Now, this old and venerable art form has become the subject of a major exhibition in Istanbul. Featuring videos, discussion forums and an excellently produced guide, Torn is the Curtain, Shattered is the Screen, the Stage all in Ruins tells the story of Karagoz from first to near-last. Helping considerably with this is a collection of Karagoz shadow puppets front the archives of Yapi Kredi Kultur Sanat, the culture and arts arm of Yapi Kredi bank.
The puppets were traditionally made from animal hide--often camel--though in later periods, leather and cardboard were also used. With hide, this thin, translucent material would be cut into the forms of the figures and painted using vegetable dyes. Each character would then be attached to a stick, which the puppeteer would manipulate to make the characters move around. A screen--usually a sheet of cloth--would be placed between the puppeteer and the audience, and back-lighting would titan cast the coloured shadows of the puppets onto this canvas.
Simple materials. Yet the result could be highly complex. While Karagoz plays usually hold to a rigid structure--and revolve around no more than a dozen basic plots--thin that framework, there is a great deal of creative possibility. Humour is key, with particular stress on wordplay, especially puns and double entendre. The vast patchwork of accents and dialects available for mimickery when the Ottoman Empire was at its height--and Istanbul was the Imperial capital--also lends greatly to the comedy, with Karagoz performers (the puppeteer would also do the voices) often experts on the multitudinous dialects of the city's quarters and neighbourhoods.
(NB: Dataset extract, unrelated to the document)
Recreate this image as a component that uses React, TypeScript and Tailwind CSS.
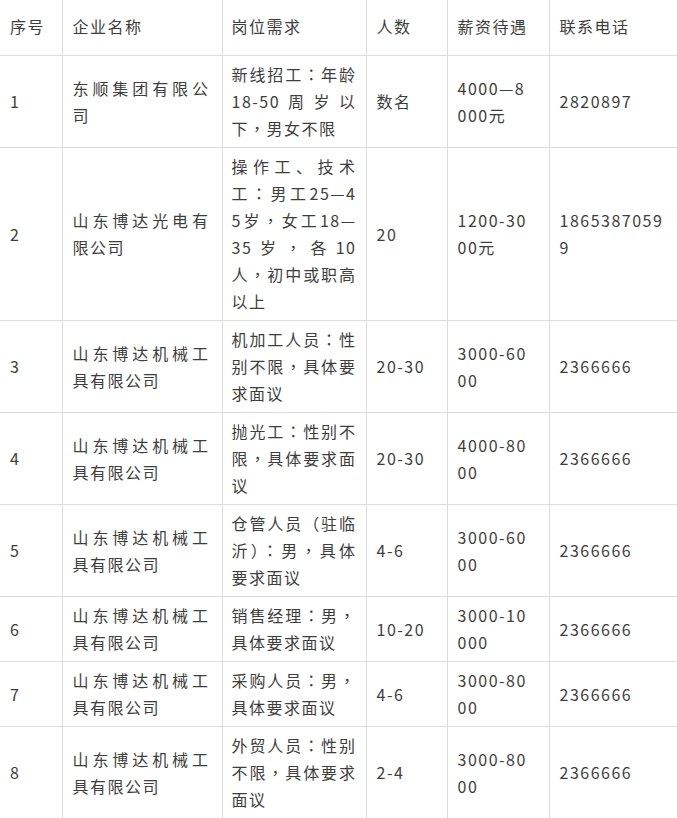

"There are various theories about the shadow play's original roots," says Yapi Kredi's M. Sabri Koz, who has edited the exhibition book and is the exhibition consultant. "The first root is thought to be in the Far Eastern countries, where there is a strong and ancient tradition of shadow puppetry. Another theory is that it originated with the gypsies, with Karagoz describing himself that way in one of the traditional plays. However, the most widely accepted theory is that it was brought from Egypt to Istanbul in the first half of the 16th century by Sultan Selim I."
Whatever the case, while the tradition of shadow theatre may have come from the Nile valley, the character of Karagoz seems much more homegrown. By the 17th century, the great Ottoman traveller and chronicler Evliya Celebi records the names Karagoz and Hacivat for the first time, while also detailing the names of established Karagoz performers and scripts.
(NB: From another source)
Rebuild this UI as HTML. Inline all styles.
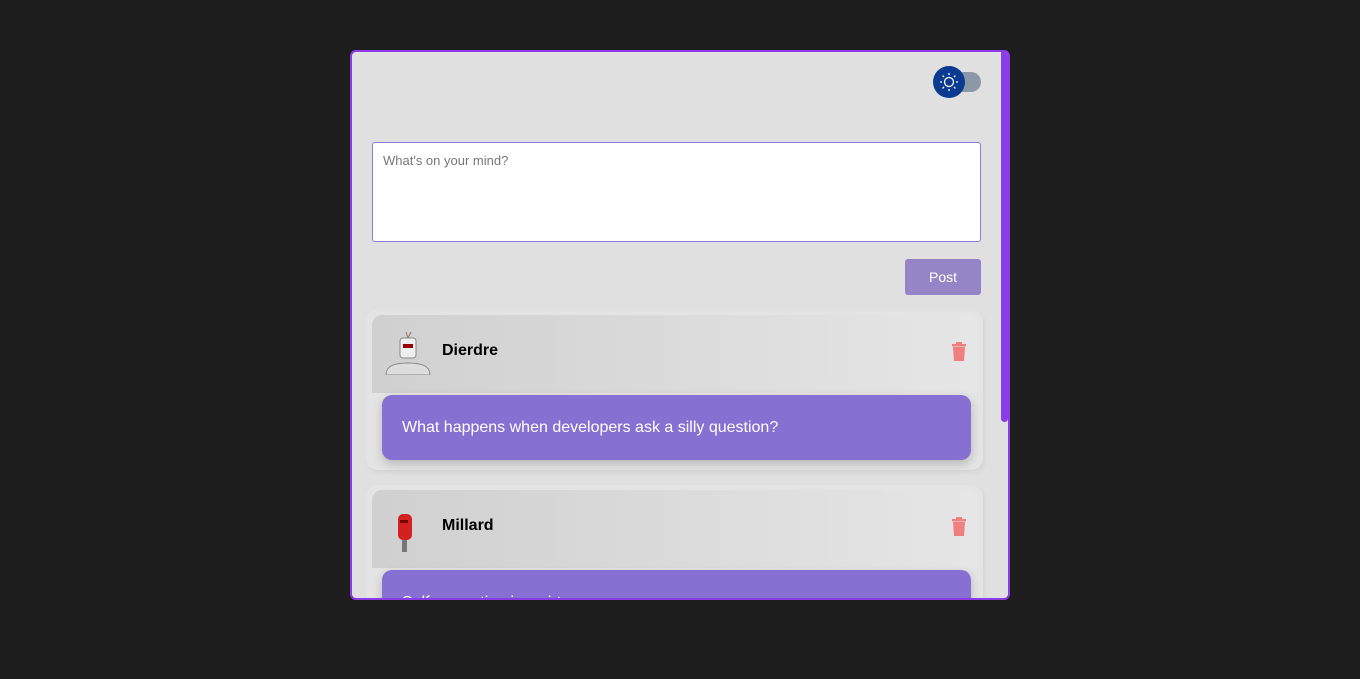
<!DOCTYPE html>
<html><head><style>
body{margin:0;background:#1d1d1d;width:1360px;height:679px;overflow:hidden;font-family:"Liberation Sans",sans-serif}
.app{position:absolute;left:350px;top:50px;width:656px;height:546px;border:2px solid #8b3be8;border-radius:6px;background:#e0e0e0;overflow:hidden}
.sb{position:absolute;right:0;top:0;width:7px;height:370px;background:#8b3be8;border-radius:0 0 4px 4px}
.track{position:absolute;left:601px;top:20px;width:28px;height:20px;border-radius:10px;background:#8a98a8}
.knob{position:absolute;left:581px;top:14px;width:32px;height:32px;border-radius:50%;background:#0b3b91}
textarea{position:absolute;left:20px;top:90px;width:609px;height:100px;box-sizing:border-box;border:1px solid #8a7fd0;border-radius:3px;background:#fff;padding:10px;font:13px "Liberation Sans",sans-serif;resize:none;color:#777;outline:none}
.post{position:absolute;left:553px;top:207px;width:76px;height:36px;background:#9585c6;border-radius:3px;color:#fff;font-size:14px;text-align:center;line-height:36px}
.card{position:absolute;left:14px;width:617px;height:160px;border-radius:12px;background:#e4e4e4;box-shadow:2px 3px 4px rgba(0,0,0,.05)}
.hd{position:absolute;left:6px;top:5px;right:5px;height:78px;border-radius:10px 10px 0 0;background:linear-gradient(90deg,#d0d0d0,#e6e6e6)}
.name{position:absolute;left:70px;top:27px;font-weight:bold;font-size:16px;color:#000}
.trash{position:absolute;left:579px;top:27px}
.msg{position:absolute;left:16px;top:85px;width:589px;height:65px;border-radius:10px;background:#8670d2;box-shadow:0 4px 10px rgba(0,0,0,.2);color:#fff;font-size:16px;line-height:65px;padding-left:20px;box-sizing:border-box}
</style></head><body>
<div class="app">
<div class="track"></div>
<div class="knob"><svg width="32" height="32" viewBox="0 0 32 32" fill="none" stroke="#fff" stroke-width="1.3"><circle cx="16" cy="16" r="4.5"/><path d="M16 7v2M16 23v2M7 16h2M23 16h2M9.6 9.6l1.4 1.4M21 21l1.4 1.4M9.6 22.4l1.4-1.4M21 11l1.4-1.4"/></svg></div>
<textarea>What's on your mind?</textarea>
<div class="post">Post</div>
<div class="card" style="top:258px">
<div class="hd"><svg style="position:absolute;left:12px;top:15px" width="48" height="45" viewBox="0 0 48 45"><rect x="16" y="8" width="16" height="20" rx="3" fill="#eee" stroke="#888"/><rect x="19" y="14" width="10" height="4" fill="#900"/><path d="M2 45c0-8 6-12 22-12s22 4 22 12z" fill="#ddd" stroke="#888"/><path d="M24 8l-2-6M24 8l3-6" stroke="#876"/></svg>
<div class="name">Dierdre</div>
<svg class="trash" width="16" height="19" viewBox="0 0 16 19"><rect x="1" y="2" width="14" height="2.5" fill="#f08080"/><rect x="5" y="0" width="6" height="2" fill="#f08080"/><path d="M2 5h12l-1 14H3z" fill="#f08080"/></svg></div>
<div class="msg">What happens when developers ask a silly question?</div>
</div>
<div class="card" style="top:433px">
<div class="hd"><svg style="position:absolute;left:20px;top:22px" width="26" height="42" viewBox="0 0 26 42"><rect x="6" y="2" width="14" height="26" rx="5" fill="#d32020"/><rect x="10" y="28" width="5" height="12" fill="#777"/><rect x="8" y="8" width="8" height="3" fill="#700"/></svg>
<div class="name">Millard</div>
<svg class="trash" width="16" height="19" viewBox="0 0 16 19"><rect x="1" y="2" width="14" height="2.5" fill="#f08080"/><rect x="5" y="0" width="6" height="2" fill="#f08080"/><path d="M2 5h12l-1 14H3z" fill="#f08080"/></svg></div>
<div class="msg">Self-promotion is a virtue</div>
</div>
<div class="sb"></div>
</div>
</body></html>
Karagoz has also left its mark on the cultures of many countries that were once part of the Ottoman Empire. In Egypt, there is a shadow puppet theatre known as 'Aragoz' while in Greece it is now seen as a national theatre, known as 'Karaghiozis'. It also continues in Syria and Iraq.
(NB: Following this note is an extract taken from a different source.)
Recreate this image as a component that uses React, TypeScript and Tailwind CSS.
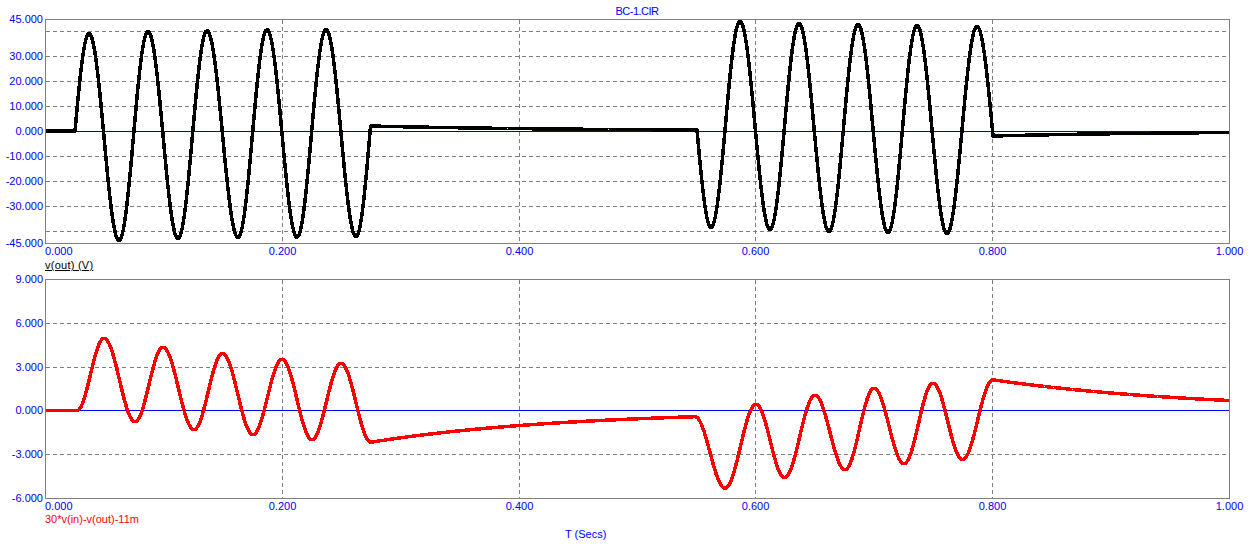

There is also debate over whether or not Karagoz and Hacivat were actual historical figures. The most popular, and possibly apocryphal, tale is that they were both craftsmen employed by Sultan Orhan in the early 14th century to work on building a mosque in Bursa, in north-western Anatolia. They continually distracted the other labourers with their jokes and comic dialogues so much that the Sultan had them both put to death. Later remorseful, he then had them resurrected in puppet form.
Angering the sultan was certainly something shadow puppetry was often wont to do. Some of the earliest references to the art in Egypt come to us through edicts from the authorities banning its performance, and some of the latest references show that few politicians escaped the razor-like satire of Karagoz in the dying days of the Ottoman Empire. Karagoz also challenged religious pieties and norms yet was explicitly tolerated in Islamic fatwas, despite its lampooning of the clergy and the learned sages of the medressas.
Yet that political satire, essential for a vibrant popular art form, perhaps found its nemesis in the modern age. The increasingly tightly censored monitored late empire saw Karagoz begin to fade, as its venues--the neighbourhood kahvehane, or coffee shop (a male-only Turkish version of the cafe/diner and pub all rolled into one)--began to be more closely watched, as the mechanisms of state control became more industrial and comprehensive.
"Even though things were expressed in Karagoz after the constitutional monarchy period began in 1908, and after the republican period began in 1923," says Koz, "Karagoz had lost its status,"
Times, and preferences, changed--as did social structures and the areas within which popular satire could operate. The shadow play moved out of this area, and is nowadays largely a performance reserved for children and occasional, nostalgic revivals. Cinema and TV have also overrun it, with today's kahvehane sporting a TV set, rather than a puppet theatre.
However, there are many who still hope it can return in a more full-blooded form. "It is not true that it has lost its popularity," says Orhan Kurt, one of Turkey's most celebrated puppeteers and a shadow play expert. "It is still very much loved here. Karagoz is a means of communication; it develops according to people's needs." Kurt still gives Karagoz performances in Istanbul to packed audiences.
"Karagoz, if done properly, always has an interior dynamic and structure that can retain this old vitality," says Koz. "This exhibition, we hope, will be one small, internal development in the cultural atmosphere--a move we're 'always wanted."